--- SUPPLIED DATA ---
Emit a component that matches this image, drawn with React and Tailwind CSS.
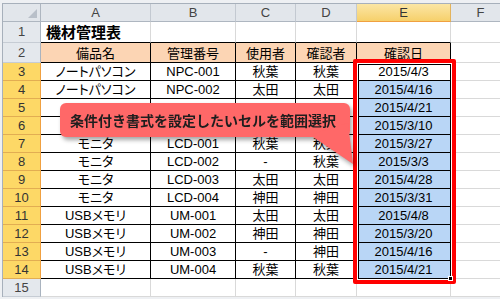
const rows = [
  ['ノートパソコン', 'NPC-001', '秋葉', '秋葉', '2015/4/3'],
  ['ノートパソコン', 'NPC-002', '太田', '太田', '2015/4/16'],
  ['', '', '', '', '2015/4/21'],
  ['', '', '', '', '2015/3/10'],
  ['モニタ', 'LCD-001', '秋葉', '秋葉', '2015/3/27'],
  ['モニタ', 'LCD-002', '-', '秋葉', '2015/3/3'],
  ['モニタ', 'LCD-003', '太田', '太田', '2015/4/28'],
  ['モニタ', 'LCD-004', '神田', '神田', '2015/3/31'],
  ['USBメモリ', 'UM-001', '太田', '太田', '2015/4/8'],
  ['USBメモリ', 'UM-002', '神田', '神田', '2015/3/20'],
  ['USBメモリ', 'UM-003', '-', '神田', '2015/4/16'],
  ['USBメモリ', 'UM-004', '秋葉', '秋葉', '2015/4/21'],
]

const headers = ['備品名', '管理番号', '使用者', '確認者', '確認日']

function ColHead({ label, active }) {
  if (active) {
    return (
      <div className="flex items-center justify-center border-r border-b border-r-[#e3b35c] border-b-[#f0a040] bg-linear-to-b from-[#fbe6a4] to-[#f6d06a] text-[#333]">
        {label}
      </div>
    )
  }
  return (
    <div className="flex items-center justify-center border-r border-b border-r-[#c3c9d1] border-b-[#aeb6c0] bg-[#e2e6eb] text-[#444]">
      {label}
    </div>
  )
}

function RowHead({ n, active }) {
  if (active) {
    return (
      <div className="flex items-center justify-center border-r border-b border-r-[#f0a040] border-b-[#e2ad52] bg-[#fdd866] text-[#333]">
        {n}
      </div>
    )
  }
  return (
    <div className="flex items-center justify-center border-r border-b border-r-[#a9b3bf] border-b-[#c6ccd4] bg-[#e4e8ed] text-[#444]">
      {n}
    </div>
  )
}

function Cell({ children, className = '' }) {
  return (
    <div className={'flex items-center justify-center whitespace-nowrap ' + className}>
      {children}
    </div>
  )
}

const grid = 'border-r border-b border-[#d9d9d9]'
const black = 'border-r border-b border-black'

export default function App() {
  return (
    <div className="relative w-[500px] h-[299px] overflow-hidden bg-[#eef0f3] pt-[3px] pl-[2px] font-['Liberation_Sans','Noto_Sans_CJK_JP',sans-serif] text-[13px] text-black">
      <div className="grid grid-cols-[38px_110px_85px_60px_61px_94px_60px] grid-rows-[18px_21px_20px_repeat(12,18px)_18px] border-t border-l border-[#a7b0bb] bg-white">
        {/* column headers */}
        <div className="relative border-r border-b border-r-[#aeb6c0] border-b-[#aeb6c0] bg-[#e2e6eb]">
          <svg className="absolute right-[3px] bottom-[3px]" width="9" height="9" viewBox="0 0 9 9">
            <polygon points="9,0 9,9 0,9" fill="#b9c0c9" />
          </svg>
        </div>
        {['A', 'B', 'C', 'D', 'E', 'F'].map((c) => (
          <ColHead key={c} label={c} active={c === 'E'} />
        ))}

        {/* row 1 */}
        <RowHead n={1} />
        <div className="flex items-center pl-[5px] border-r border-b border-r-[#d9d9d9] border-b-black text-[15px] font-bold font-['Noto_Sans_CJK_JP',sans-serif]">
          機材管理表
        </div>
        <div className="border-r border-b border-r-[#d9d9d9] border-b-black" />
        <div className="border-r border-b border-r-[#d9d9d9] border-b-black" />
        <div className="border-r border-b border-r-[#d9d9d9] border-b-black" />
        <div className="border-r border-b border-r-[#d9d9d9] border-b-black" />
        <div className={grid} />

        {/* row 2 */}
        <RowHead n={2} />
        {headers.map((h) => (
          <Cell key={h} className={black + ' bg-[#fcd5b4] font-[Noto_Sans_CJK_JP]'}>
            {h}
          </Cell>
        ))}
        <div className={grid} />

        {/* data rows */}
        {rows.map((r, i) => (
          <div key={i} className="contents">
            <RowHead n={i + 3} active />
            {r.map((v, j) => (
              <Cell
                key={j}
                className={
                  black +
                  (j === 4 ? (i === 0 ? ' bg-white' : ' bg-[#b9d6f6]') : '') +
                  ' [font-feature-settings:"palt"]'
                }
              >
                {v}
              </Cell>
            ))}
            <div className={grid} />
          </div>
        ))}

        {/* row 15 */}
        <RowHead n={15} />
        <div className={grid} />
        <div className={grid} />
        <div className={grid} />
        <div className={grid} />
        <div className={grid} />
        <div className={grid} />
      </div>

      {/* selection frame */}
      <div className="absolute left-[353px] top-[59px] w-[103px] h-[225px] border-[4px] border-[#ff0000] rounded-[2px]">
        <div className="h-full w-full border border-white">
          <div className="h-full w-full border border-black" />
        </div>
        <div className="absolute right-[-1px] bottom-[-1px] w-[5px] h-[5px] bg-black border border-white" />
      </div>

      {/* callout */}
      <div className="absolute left-[60px] top-[103px] w-[300px] h-[64px] [filter:drop-shadow(2px_3px_2px_rgba(0,0,0,0.35))]">
        <div className="absolute left-0 top-0 w-[290px] h-[34px] rounded-[6px] bg-[#ff6868]" />
        <svg className="absolute left-0 top-0" width="300" height="64" viewBox="0 0 300 64">
          <polygon points="250,32 288,20 293,61" fill="#ff6868" />
        </svg>
        <div className="absolute left-[10px] top-0 h-[34px] flex items-center whitespace-nowrap text-[14px] font-bold text-[#1e1e1e] font-['Noto_Sans_CJK_JP',sans-serif]">
          条件付き書式を設定したいセルを範囲選択
        </div>
      </div>
    </div>
  )
}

--- EXERCISE DIRECTIONS ---
Output a faithful copy of the data, with each picture left out.

--- SOLUTION FOR THIS PROBLEM ---
Emit a component that matches this image, drawn with React and Tailwind CSS.
const rows = [
  ['ノートパソコン', 'NPC-001', '秋葉', '秋葉', '2015/4/3'],
  ['ノートパソコン', 'NPC-002', '太田', '太田', '2015/4/16'],
  ['', '', '', '', '2015/4/21'],
  ['', '', '', '', '2015/3/10'],
  ['モニタ', 'LCD-001', '秋葉', '秋葉', '2015/3/27'],
  ['モニタ', 'LCD-002', '-', '秋葉', '2015/3/3'],
  ['モニタ', 'LCD-003', '太田', '太田', '2015/4/28'],
  ['モニタ', 'LCD-004', '神田', '神田', '2015/3/31'],
  ['USBメモリ', 'UM-001', '太田', '太田', '2015/4/8'],
  ['USBメモリ', 'UM-002', '神田', '神田', '2015/3/20'],
  ['USBメモリ', 'UM-003', '-', '神田', '2015/4/16'],
  ['USBメモリ', 'UM-004', '秋葉', '秋葉', '2015/4/21'],
]

const headers = ['備品名', '管理番号', '使用者', '確認者', '確認日']

function ColHead({ label, active }) {
  if (active) {
    return (
      <div className="flex items-center justify-center border-r border-b border-r-[#e3b35c] border-b-[#f0a040] bg-linear-to-b from-[#fbe6a4] to-[#f6d06a] text-[#333]">
        {label}
      </div>
    )
  }
  return (
    <div className="flex items-center justify-center border-r border-b border-r-[#c3c9d1] border-b-[#aeb6c0] bg-[#e2e6eb] text-[#444]">
      {label}
    </div>
  )
}

function RowHead({ n, active }) {
  if (active) {
    return (
      <div className="flex items-center justify-center border-r border-b border-r-[#f0a040] border-b-[#e2ad52] bg-[#fdd866] text-[#333]">
        {n}
      </div>
    )
  }
  return (
    <div className="flex items-center justify-center border-r border-b border-r-[#a9b3bf] border-b-[#c6ccd4] bg-[#e4e8ed] text-[#444]">
      {n}
    </div>
  )
}

function Cell({ children, className = '' }) {
  return (
    <div className={'flex items-center justify-center whitespace-nowrap ' + className}>
      {children}
    </div>
  )
}

const grid = 'border-r border-b border-[#d9d9d9]'
const black = 'border-r border-b border-black'

export default function App() {
  return (
    <div className="relative w-[500px] h-[299px] overflow-hidden bg-[#eef0f3] pt-[3px] pl-[2px] font-['Liberation_Sans','Noto_Sans_CJK_JP',sans-serif] text-[13px] text-black">
      <div className="grid grid-cols-[38px_110px_85px_60px_61px_94px_60px] grid-rows-[18px_21px_20px_repeat(12,18px)_18px] border-t border-l border-[#a7b0bb] bg-white">
        {/* column headers */}
        <div className="relative border-r border-b border-r-[#aeb6c0] border-b-[#aeb6c0] bg-[#e2e6eb]">
          <svg className="absolute right-[3px] bottom-[3px]" width="9" height="9" viewBox="0 0 9 9">
            <polygon points="9,0 9,9 0,9" fill="#b9c0c9" />
          </svg>
        </div>
        {['A', 'B', 'C', 'D', 'E', 'F'].map((c) => (
          <ColHead key={c} label={c} active={c === 'E'} />
        ))}

        {/* row 1 */}
        <RowHead n={1} />
        <div className="flex items-center pl-[5px] border-r border-b border-r-[#d9d9d9] border-b-black text-[15px] font-bold font-['Noto_Sans_CJK_JP',sans-serif]">
          機材管理表
        </div>
        <div className="border-r border-b border-r-[#d9d9d9] border-b-black" />
        <div className="border-r border-b border-r-[#d9d9d9] border-b-black" />
        <div className="border-r border-b border-r-[#d9d9d9] border-b-black" />
        <div className="border-r border-b border-r-[#d9d9d9] border-b-black" />
        <div className={grid} />

        {/* row 2 */}
        <RowHead n={2} />
        {headers.map((h) => (
          <Cell key={h} className={black + ' bg-[#fcd5b4] font-[Noto_Sans_CJK_JP]'}>
            {h}
          </Cell>
        ))}
        <div className={grid} />

        {/* data rows */}
        {rows.map((r, i) => (
          <div key={i} className="contents">
            <RowHead n={i + 3} active />
            {r.map((v, j) => (
              <Cell
                key={j}
                className={
                  black +
                  (j === 4 ? (i === 0 ? ' bg-white' : ' bg-[#b9d6f6]') : '') +
                  ' [font-feature-settings:"palt"]'
                }
              >
                {v}
              </Cell>
            ))}
            <div className={grid} />
          </div>
        ))}

        {/* row 15 */}
        <RowHead n={15} />
        <div className={grid} />
        <div className={grid} />
        <div className={grid} />
        <div className={grid} />
        <div className={grid} />
        <div className={grid} />
      </div>

      {/* selection frame */}
      <div className="absolute left-[353px] top-[59px] w-[103px] h-[225px] border-[4px] border-[#ff0000] rounded-[2px]">
        <div className="h-full w-full border border-white">
          <div className="h-full w-full border border-black" />
        </div>
        <div className="absolute right-[-1px] bottom-[-1px] w-[5px] h-[5px] bg-black border border-white" />
      </div>

      {/* callout */}
      <div className="absolute left-[60px] top-[103px] w-[300px] h-[64px] [filter:drop-shadow(2px_3px_2px_rgba(0,0,0,0.35))]">
        <div className="absolute left-0 top-0 w-[290px] h-[34px] rounded-[6px] bg-[#ff6868]" />
        <svg className="absolute left-0 top-0" width="300" height="64" viewBox="0 0 300 64">
          <polygon points="250,32 288,20 293,61" fill="#ff6868" />
        </svg>
        <div className="absolute left-[10px] top-0 h-[34px] flex items-center whitespace-nowrap text-[14px] font-bold text-[#1e1e1e] font-['Noto_Sans_CJK_JP',sans-serif]">
          条件付き書式を設定したいセルを範囲選択
        </div>
      </div>
    </div>
  )
}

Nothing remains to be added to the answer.